Commenting on business operations, Holsten said "We were particularly pleased with the improvement in margins during the quarter. As a result of obtaining additional leverage from investments in our distribution network and other infrastructure, our business operations posted a 100 basis point improvement in our operating income margin, resulting in the highest operating income margin we have achieved so far."
2007 Reported Results
For the first quarter of 2007, revenue increased 22.5% to $235.3 million compared with $192.1 million for the first quarter of 2006. Our organic revenue growth for the quarter was 9.8%. Net income for the quarter increased 30.7% to $15.8 million compared with $12.1 million for the first quarter of 2006. Diluted earnings per share was $0.28 for the quarter compared with $0.22 for the first quarter of 2006.
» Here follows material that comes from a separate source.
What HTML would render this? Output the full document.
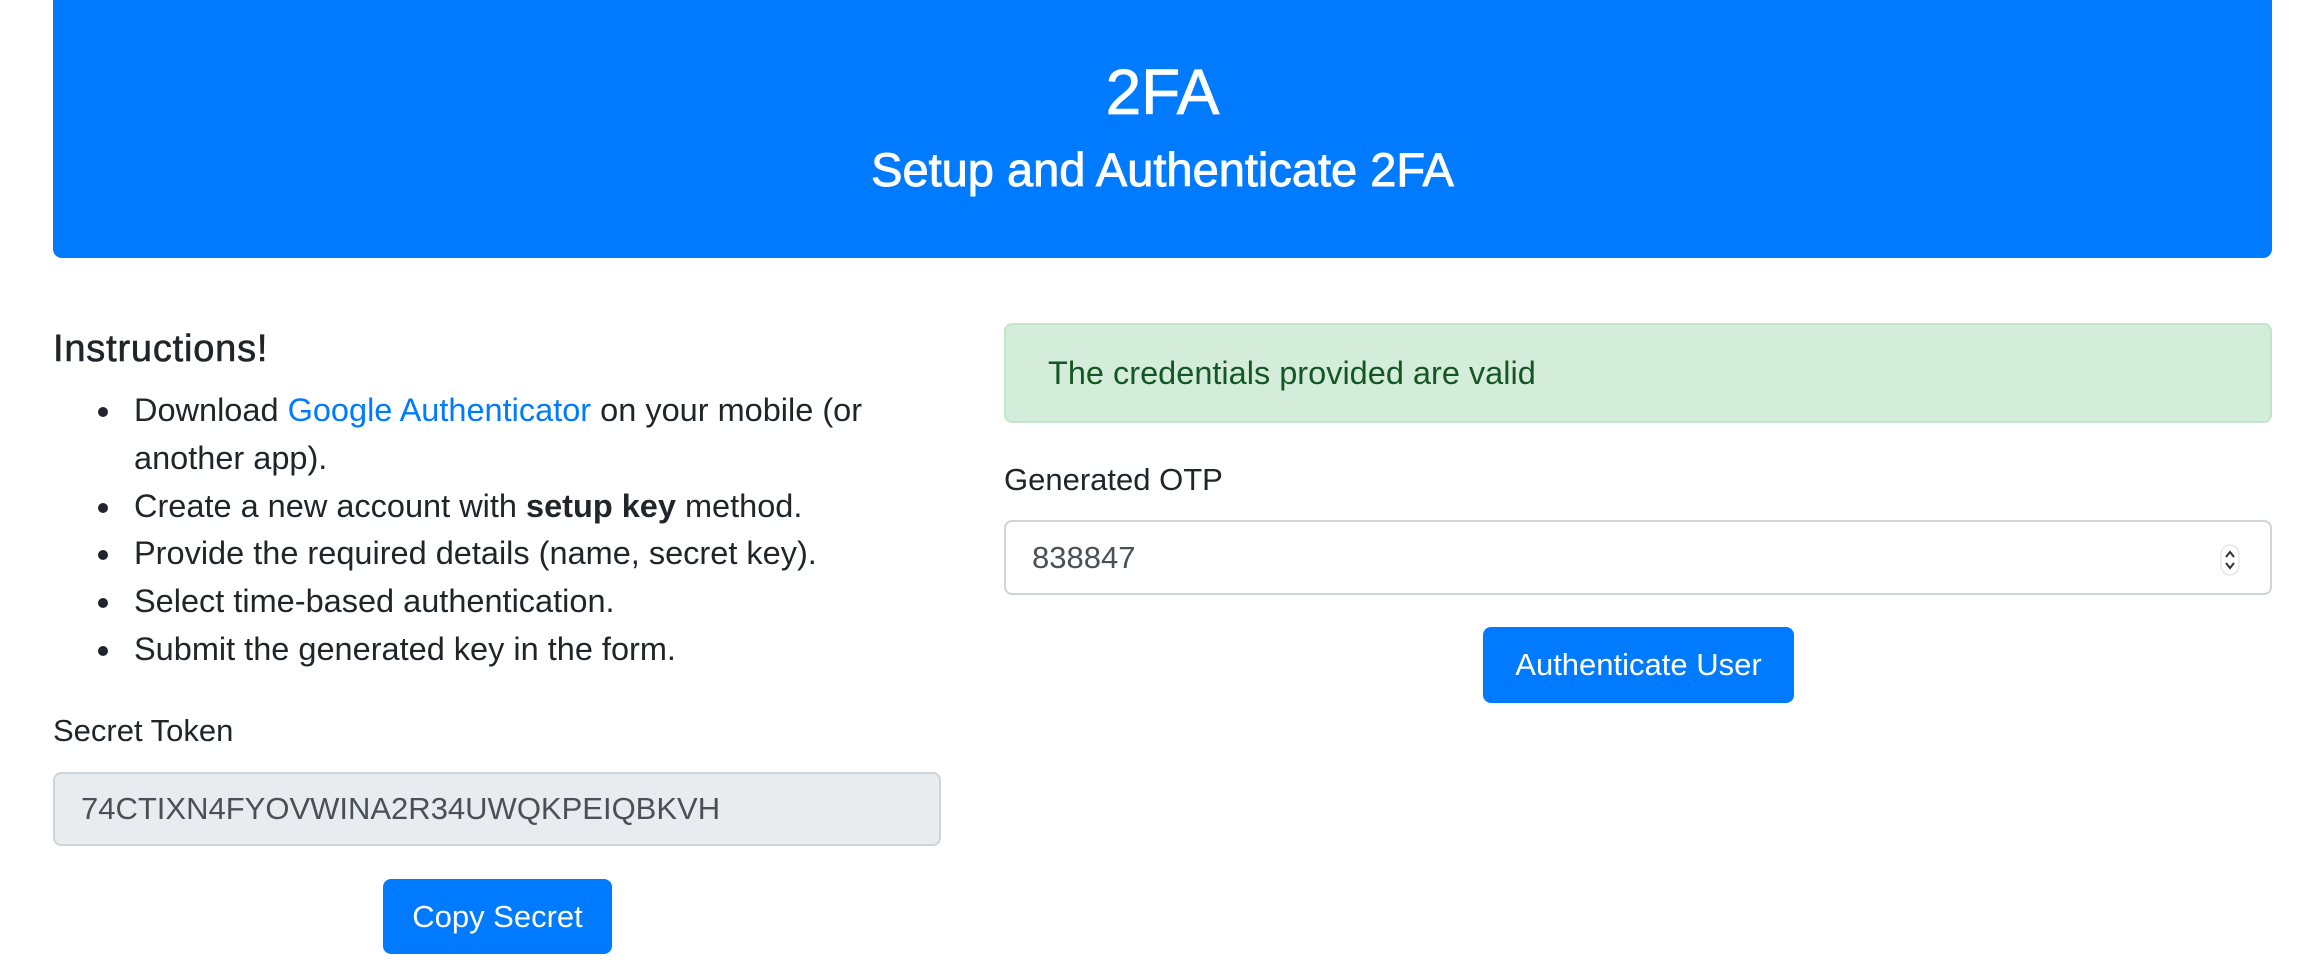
<!DOCTYPE html>
<html><head><meta charset="utf-8"><style>
*{box-sizing:border-box;margin:0;padding:0}
body{width:2302px;height:976px;background:#fff;font-family:"Liberation Sans",Arial,sans-serif;color:#212529;position:relative;overflow:hidden}
.abs{position:absolute}
.hdr{left:53px;top:-10px;width:2219px;height:268px;background:#007bff;border-radius:9px;color:#fff;text-align:center}
.t1{position:absolute;left:0;right:0;top:70px;font-size:64px;line-height:64px;-webkit-text-stroke:0.8px #fff}
.t2{position:absolute;left:0;right:0;top:156px;font-size:47px;line-height:48px;-webkit-text-stroke:0.9px #fff}
.h4{left:53px;top:327px;font-size:38px;line-height:44px;letter-spacing:0.8px;-webkit-text-stroke:0.6px #212529}
ul{position:absolute;left:134px;top:387px;font-size:32.5px;line-height:47.8px;list-style:none;width:800px}
li{position:relative}
li:before{content:"";position:absolute;left:-36px;top:20px;width:10px;height:10px;border-radius:50%;background:#212529}
a{color:#007bff;text-decoration:none}
.lbl{font-size:31px;line-height:36px}
.inp{border:2px solid #ced4da;border-radius:8px;font-size:31px;color:#495057;padding-left:26px;display:flex;align-items:center}
.btn{background:#007bff;color:#fff;border-radius:8px;font-size:31px;display:flex;align-items:center;justify-content:center}
</style></head><body>
<div class="abs hdr"><div class="t1">2FA</div><div class="t2">Setup and Authenticate 2FA</div></div>
<div class="abs h4">Instructions!</div>
<ul>
<li>Download <a>Google Authenticator</a> on your mobile (or another app).</li>
<li>Create a new account with <b>setup key</b> method.</li>
<li>Provide the required details (name, secret key).</li>
<li>Select time-based authentication.</li>
<li>Submit the generated key in the form.</li>
</ul>
<div class="abs lbl" style="left:53px;top:713px">Secret Token</div>
<div class="abs inp" style="left:53px;top:772px;width:888px;height:74px;background:#e9ecef">74CTIXN4FYOVWINA2R34UWQKPEIQBKVH</div>
<div class="abs btn" style="left:383px;top:879px;width:229px;height:75px">Copy Secret</div>
<div class="abs" style="left:1004px;top:323px;width:1268px;height:100px;background:#d4edda;border:2px solid #c3e6cb;border-radius:8px;color:#155724;font-size:32.5px;padding-left:42px;display:flex;align-items:center">The credentials provided are valid</div>
<div class="abs lbl" style="left:1004px;top:462px">Generated OTP</div>
<div class="abs inp" style="left:1004px;top:520px;width:1268px;height:75px;background:#fff">838847
<svg style="position:absolute;right:30px;top:22px" width="20" height="32" viewBox="0 0 20 32"><rect x="1" y="1" width="18" height="30" rx="9" fill="#fff" stroke="#ddd"/><path d="M6 13l4-5 4 5M6 19l4 5 4-5" fill="none" stroke="#333" stroke-width="2"/></svg></div>
<div class="abs btn" style="left:1483px;top:627px;width:311px;height:76px">Authenticate User</div>
</body></html>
Our consolidated aftermarket collision replacement parts, refurbished wheels and refurbished lighting revenue for the first quarter was $60.8 million. In addition a subsidiary operates an aluminum smelter that melts damaged and unusable wheel cores as a means of product disposal. For the first quarter of 2007, the smelter's revenue was $10.4 million at a gross margin of approximately 6.6%, compared to $4.4 million of revenue at a gross margin of approximately 6.3% for the two months we owned the smelter in the first quarter of 2006.
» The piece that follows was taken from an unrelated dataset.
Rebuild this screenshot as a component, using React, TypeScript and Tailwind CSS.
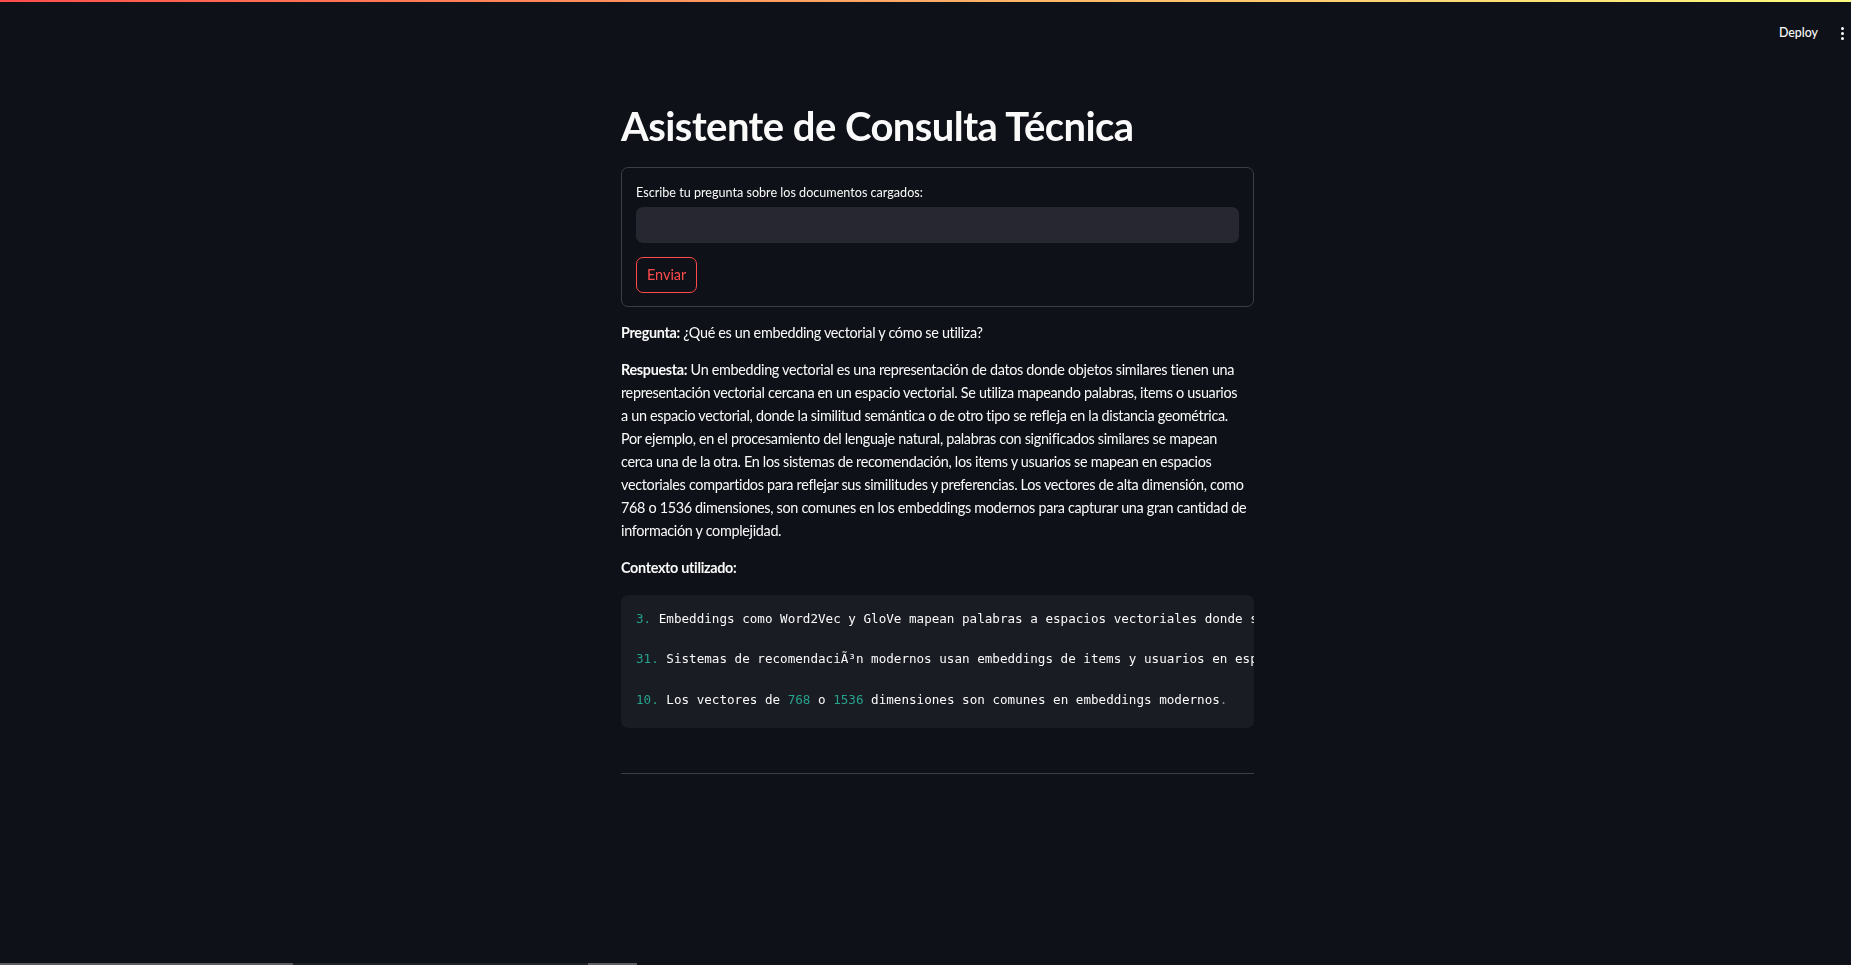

The weighted average diluted shares outstanding for the first quarter of 2007 was 56.0 million compared to 55.5 million for the first quarter of 2006.
Financial Accounting Standards Board Interpretation No. 48, Accounting for Uncertainty in Income Taxes, ("FIN 48") became effective January 1, 2007, requiring us to record additional income tax liabilities of $0.3 million related to previously unrecognized interest and penalties. FIN 48 required these liabilities be charged to retained earnings as of January 1, 2007.
Business Acquisitions
In January we acquired Northern Light Refinishing, a small business near Grand Rapids, MI, that refurbishes head and tail lights. While currently a small business, we believe many of our light cores can be refurbished back into high quality replacement lights that can be sold to our collision repair and retail customers.
In February we acquired Potomac German Auto, a recycling business that serves the professional repair market from two locations totaling 13 acres. One facility is in Frederick, MD and the other is in St. Augustine, FL. These locations specialize in Mercedes Benz and BMW vehicles.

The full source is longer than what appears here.